> [COLLECTED MATERIAL]:
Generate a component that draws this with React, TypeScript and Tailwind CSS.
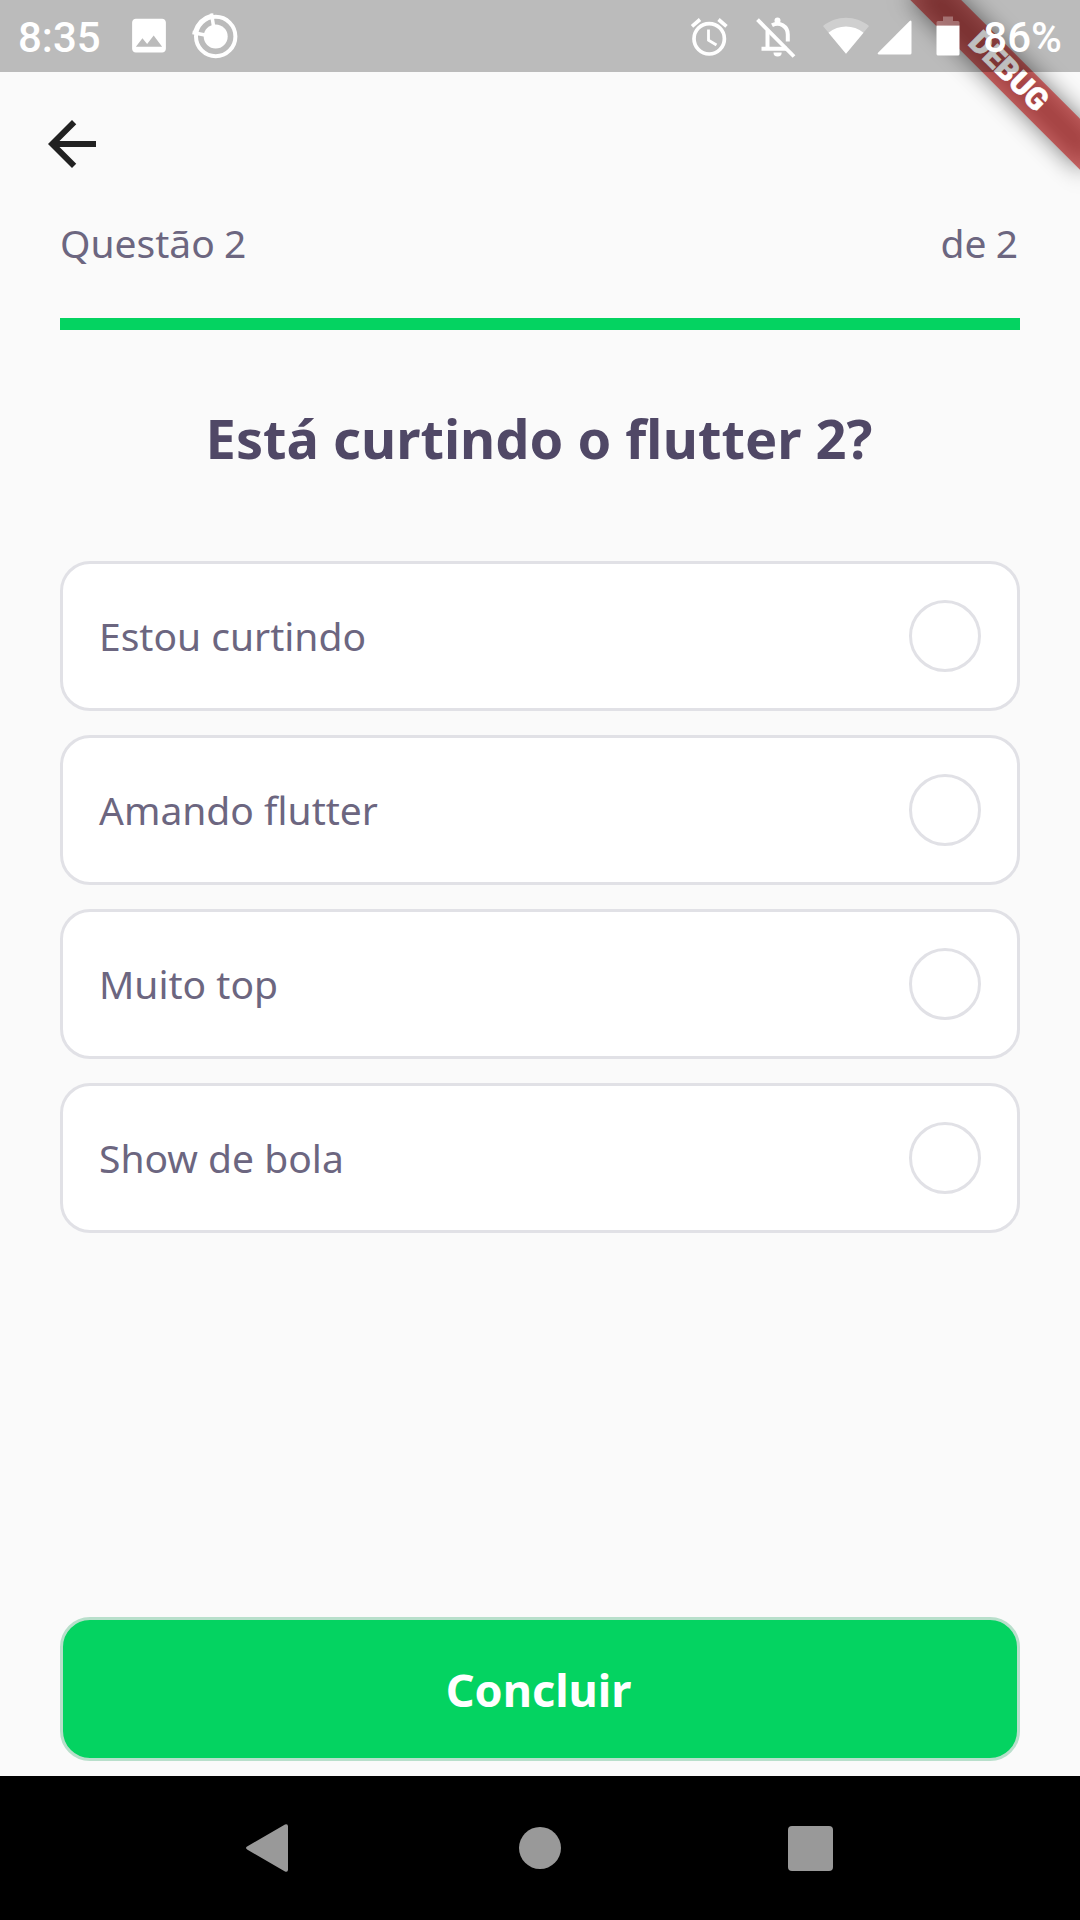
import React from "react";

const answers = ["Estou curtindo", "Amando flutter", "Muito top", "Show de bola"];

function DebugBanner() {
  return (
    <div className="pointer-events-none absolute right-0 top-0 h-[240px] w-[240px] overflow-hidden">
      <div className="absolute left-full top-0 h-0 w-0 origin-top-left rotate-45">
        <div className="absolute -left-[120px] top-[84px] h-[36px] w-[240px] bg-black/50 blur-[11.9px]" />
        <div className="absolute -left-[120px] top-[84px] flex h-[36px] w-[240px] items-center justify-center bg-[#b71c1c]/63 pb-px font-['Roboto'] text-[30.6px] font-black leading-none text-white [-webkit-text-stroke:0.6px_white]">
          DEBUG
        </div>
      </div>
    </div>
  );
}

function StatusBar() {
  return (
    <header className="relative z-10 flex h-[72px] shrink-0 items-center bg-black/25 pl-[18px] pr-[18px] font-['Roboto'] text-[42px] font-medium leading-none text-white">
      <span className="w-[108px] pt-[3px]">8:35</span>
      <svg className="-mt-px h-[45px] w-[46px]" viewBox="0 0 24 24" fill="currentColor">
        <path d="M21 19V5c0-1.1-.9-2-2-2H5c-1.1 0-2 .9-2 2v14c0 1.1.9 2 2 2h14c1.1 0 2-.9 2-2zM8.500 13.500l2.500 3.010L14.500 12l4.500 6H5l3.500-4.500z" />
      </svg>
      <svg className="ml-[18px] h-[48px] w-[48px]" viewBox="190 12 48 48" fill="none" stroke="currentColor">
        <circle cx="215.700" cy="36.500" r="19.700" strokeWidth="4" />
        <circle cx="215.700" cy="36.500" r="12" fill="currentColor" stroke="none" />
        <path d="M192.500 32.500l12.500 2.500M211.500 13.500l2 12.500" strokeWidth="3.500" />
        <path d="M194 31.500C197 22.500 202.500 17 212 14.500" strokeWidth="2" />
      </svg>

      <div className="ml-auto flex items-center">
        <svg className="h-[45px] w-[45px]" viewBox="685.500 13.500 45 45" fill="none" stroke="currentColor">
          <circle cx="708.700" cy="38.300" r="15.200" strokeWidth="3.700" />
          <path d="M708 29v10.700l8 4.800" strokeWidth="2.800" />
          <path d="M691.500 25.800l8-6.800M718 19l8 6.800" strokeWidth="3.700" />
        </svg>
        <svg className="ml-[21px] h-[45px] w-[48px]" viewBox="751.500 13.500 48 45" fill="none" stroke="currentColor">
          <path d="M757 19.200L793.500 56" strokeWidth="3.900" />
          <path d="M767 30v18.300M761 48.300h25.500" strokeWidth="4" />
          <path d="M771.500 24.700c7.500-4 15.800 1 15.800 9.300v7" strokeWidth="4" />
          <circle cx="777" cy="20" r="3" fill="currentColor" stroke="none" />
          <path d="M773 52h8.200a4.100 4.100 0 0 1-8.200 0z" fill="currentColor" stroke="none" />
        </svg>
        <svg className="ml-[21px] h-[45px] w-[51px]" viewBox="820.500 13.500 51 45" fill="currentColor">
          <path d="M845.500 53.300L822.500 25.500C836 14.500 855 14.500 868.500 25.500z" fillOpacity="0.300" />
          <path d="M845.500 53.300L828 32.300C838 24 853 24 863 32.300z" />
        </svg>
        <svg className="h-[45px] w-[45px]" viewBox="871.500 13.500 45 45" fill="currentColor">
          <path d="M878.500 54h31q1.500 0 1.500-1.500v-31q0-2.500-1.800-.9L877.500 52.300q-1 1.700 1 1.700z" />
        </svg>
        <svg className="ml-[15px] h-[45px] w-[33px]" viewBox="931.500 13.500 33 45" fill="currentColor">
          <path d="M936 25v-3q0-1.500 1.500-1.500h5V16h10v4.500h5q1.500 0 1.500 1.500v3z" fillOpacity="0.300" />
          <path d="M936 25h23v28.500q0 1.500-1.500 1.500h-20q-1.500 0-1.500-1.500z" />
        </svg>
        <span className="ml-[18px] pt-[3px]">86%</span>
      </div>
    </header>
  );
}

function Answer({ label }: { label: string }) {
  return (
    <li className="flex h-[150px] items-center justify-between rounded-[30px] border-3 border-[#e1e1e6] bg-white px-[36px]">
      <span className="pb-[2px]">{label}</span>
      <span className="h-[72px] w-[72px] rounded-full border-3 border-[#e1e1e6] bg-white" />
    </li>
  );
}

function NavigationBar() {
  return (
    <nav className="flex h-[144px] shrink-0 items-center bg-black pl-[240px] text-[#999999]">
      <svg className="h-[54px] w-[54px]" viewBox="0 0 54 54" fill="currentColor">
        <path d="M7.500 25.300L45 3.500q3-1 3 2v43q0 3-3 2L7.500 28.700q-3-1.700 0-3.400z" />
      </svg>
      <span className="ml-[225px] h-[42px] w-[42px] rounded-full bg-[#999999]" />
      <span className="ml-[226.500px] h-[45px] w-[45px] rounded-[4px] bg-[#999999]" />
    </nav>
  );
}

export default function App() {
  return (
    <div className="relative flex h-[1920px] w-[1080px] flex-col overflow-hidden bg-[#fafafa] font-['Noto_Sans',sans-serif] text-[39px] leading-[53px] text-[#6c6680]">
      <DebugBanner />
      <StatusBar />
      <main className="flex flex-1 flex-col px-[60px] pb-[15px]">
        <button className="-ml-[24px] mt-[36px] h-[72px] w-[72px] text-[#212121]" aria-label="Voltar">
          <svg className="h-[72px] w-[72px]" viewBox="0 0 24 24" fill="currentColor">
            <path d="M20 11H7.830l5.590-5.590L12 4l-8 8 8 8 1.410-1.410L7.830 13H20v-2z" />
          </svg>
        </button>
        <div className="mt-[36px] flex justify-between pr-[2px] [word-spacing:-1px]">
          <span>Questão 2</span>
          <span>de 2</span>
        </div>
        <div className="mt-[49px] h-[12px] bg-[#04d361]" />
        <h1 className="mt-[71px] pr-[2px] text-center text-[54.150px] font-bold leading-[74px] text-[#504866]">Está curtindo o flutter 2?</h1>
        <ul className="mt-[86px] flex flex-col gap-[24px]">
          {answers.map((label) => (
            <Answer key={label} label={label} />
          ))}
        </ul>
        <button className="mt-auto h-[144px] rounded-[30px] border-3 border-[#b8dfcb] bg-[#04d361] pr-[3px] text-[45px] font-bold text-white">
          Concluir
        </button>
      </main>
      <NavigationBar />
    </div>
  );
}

> [REQUIREMENT]:
Copy out all of the material exactly as written, without its pictures.

> [THE REPLY]:
Generate a component that draws this with React, TypeScript and Tailwind CSS.
import React from "react";

const answers = ["Estou curtindo", "Amando flutter", "Muito top", "Show de bola"];

function DebugBanner() {
  return (
    <div className="pointer-events-none absolute right-0 top-0 h-[240px] w-[240px] overflow-hidden">
      <div className="absolute left-full top-0 h-0 w-0 origin-top-left rotate-45">
        <div className="absolute -left-[120px] top-[84px] h-[36px] w-[240px] bg-black/50 blur-[11.9px]" />
        <div className="absolute -left-[120px] top-[84px] flex h-[36px] w-[240px] items-center justify-center bg-[#b71c1c]/63 pb-px font-['Roboto'] text-[30.6px] font-black leading-none text-white [-webkit-text-stroke:0.6px_white]">
          DEBUG
        </div>
      </div>
    </div>
  );
}

function StatusBar() {
  return (
    <header className="relative z-10 flex h-[72px] shrink-0 items-center bg-black/25 pl-[18px] pr-[18px] font-['Roboto'] text-[42px] font-medium leading-none text-white">
      <span className="w-[108px] pt-[3px]">8:35</span>
      <svg className="-mt-px h-[45px] w-[46px]" viewBox="0 0 24 24" fill="currentColor">
        <path d="M21 19V5c0-1.1-.9-2-2-2H5c-1.1 0-2 .9-2 2v14c0 1.1.9 2 2 2h14c1.1 0 2-.9 2-2zM8.500 13.500l2.500 3.010L14.500 12l4.500 6H5l3.500-4.500z" />
      </svg>
      <svg className="ml-[18px] h-[48px] w-[48px]" viewBox="190 12 48 48" fill="none" stroke="currentColor">
        <circle cx="215.700" cy="36.500" r="19.700" strokeWidth="4" />
        <circle cx="215.700" cy="36.500" r="12" fill="currentColor" stroke="none" />
        <path d="M192.500 32.500l12.500 2.500M211.500 13.500l2 12.500" strokeWidth="3.500" />
        <path d="M194 31.500C197 22.500 202.500 17 212 14.500" strokeWidth="2" />
      </svg>

      <div className="ml-auto flex items-center">
        <svg className="h-[45px] w-[45px]" viewBox="685.500 13.500 45 45" fill="none" stroke="currentColor">
          <circle cx="708.700" cy="38.300" r="15.200" strokeWidth="3.700" />
          <path d="M708 29v10.700l8 4.800" strokeWidth="2.800" />
          <path d="M691.500 25.800l8-6.800M718 19l8 6.800" strokeWidth="3.700" />
        </svg>
        <svg className="ml-[21px] h-[45px] w-[48px]" viewBox="751.500 13.500 48 45" fill="none" stroke="currentColor">
          <path d="M757 19.200L793.500 56" strokeWidth="3.900" />
          <path d="M767 30v18.300M761 48.300h25.500" strokeWidth="4" />
          <path d="M771.500 24.700c7.500-4 15.800 1 15.800 9.300v7" strokeWidth="4" />
          <circle cx="777" cy="20" r="3" fill="currentColor" stroke="none" />
          <path d="M773 52h8.200a4.100 4.100 0 0 1-8.200 0z" fill="currentColor" stroke="none" />
        </svg>
        <svg className="ml-[21px] h-[45px] w-[51px]" viewBox="820.500 13.500 51 45" fill="currentColor">
          <path d="M845.500 53.300L822.500 25.500C836 14.500 855 14.500 868.500 25.500z" fillOpacity="0.300" />
          <path d="M845.500 53.300L828 32.300C838 24 853 24 863 32.300z" />
        </svg>
        <svg className="h-[45px] w-[45px]" viewBox="871.500 13.500 45 45" fill="currentColor">
          <path d="M878.500 54h31q1.500 0 1.500-1.500v-31q0-2.500-1.800-.9L877.500 52.300q-1 1.700 1 1.700z" />
        </svg>
        <svg className="ml-[15px] h-[45px] w-[33px]" viewBox="931.500 13.500 33 45" fill="currentColor">
          <path d="M936 25v-3q0-1.500 1.500-1.500h5V16h10v4.500h5q1.500 0 1.500 1.500v3z" fillOpacity="0.300" />
          <path d="M936 25h23v28.500q0 1.500-1.500 1.500h-20q-1.500 0-1.500-1.500z" />
        </svg>
        <span className="ml-[18px] pt-[3px]">86%</span>
      </div>
    </header>
  );
}

function Answer({ label }: { label: string }) {
  return (
    <li className="flex h-[150px] items-center justify-between rounded-[30px] border-3 border-[#e1e1e6] bg-white px-[36px]">
      <span className="pb-[2px]">{label}</span>
      <span className="h-[72px] w-[72px] rounded-full border-3 border-[#e1e1e6] bg-white" />
    </li>
  );
}

function NavigationBar() {
  return (
    <nav className="flex h-[144px] shrink-0 items-center bg-black pl-[240px] text-[#999999]">
      <svg className="h-[54px] w-[54px]" viewBox="0 0 54 54" fill="currentColor">
        <path d="M7.500 25.300L45 3.500q3-1 3 2v43q0 3-3 2L7.500 28.700q-3-1.700 0-3.400z" />
      </svg>
      <span className="ml-[225px] h-[42px] w-[42px] rounded-full bg-[#999999]" />
      <span className="ml-[226.500px] h-[45px] w-[45px] rounded-[4px] bg-[#999999]" />
    </nav>
  );
}

export default function App() {
  return (
    <div className="relative flex h-[1920px] w-[1080px] flex-col overflow-hidden bg-[#fafafa] font-['Noto_Sans',sans-serif] text-[39px] leading-[53px] text-[#6c6680]">
      <DebugBanner />
      <StatusBar />
      <main className="flex flex-1 flex-col px-[60px] pb-[15px]">
        <button className="-ml-[24px] mt-[36px] h-[72px] w-[72px] text-[#212121]" aria-label="Voltar">
          <svg className="h-[72px] w-[72px]" viewBox="0 0 24 24" fill="currentColor">
            <path d="M20 11H7.830l5.590-5.590L12 4l-8 8 8 8 1.410-1.410L7.830 13H20v-2z" />
          </svg>
        </button>
        <div className="mt-[36px] flex justify-between pr-[2px] [word-spacing:-1px]">
          <span>Questão 2</span>
          <span>de 2</span>
        </div>
        <div className="mt-[49px] h-[12px] bg-[#04d361]" />
        <h1 className="mt-[71px] pr-[2px] text-center text-[54.150px] font-bold leading-[74px] text-[#504866]">Está curtindo o flutter 2?</h1>
        <ul className="mt-[86px] flex flex-col gap-[24px]">
          {answers.map((label) => (
            <Answer key={label} label={label} />
          ))}
        </ul>
        <button className="mt-auto h-[144px] rounded-[30px] border-3 border-[#b8dfcb] bg-[#04d361] pr-[3px] text-[45px] font-bold text-white">
          Concluir
        </button>
      </main>
      <NavigationBar />
    </div>
  );
}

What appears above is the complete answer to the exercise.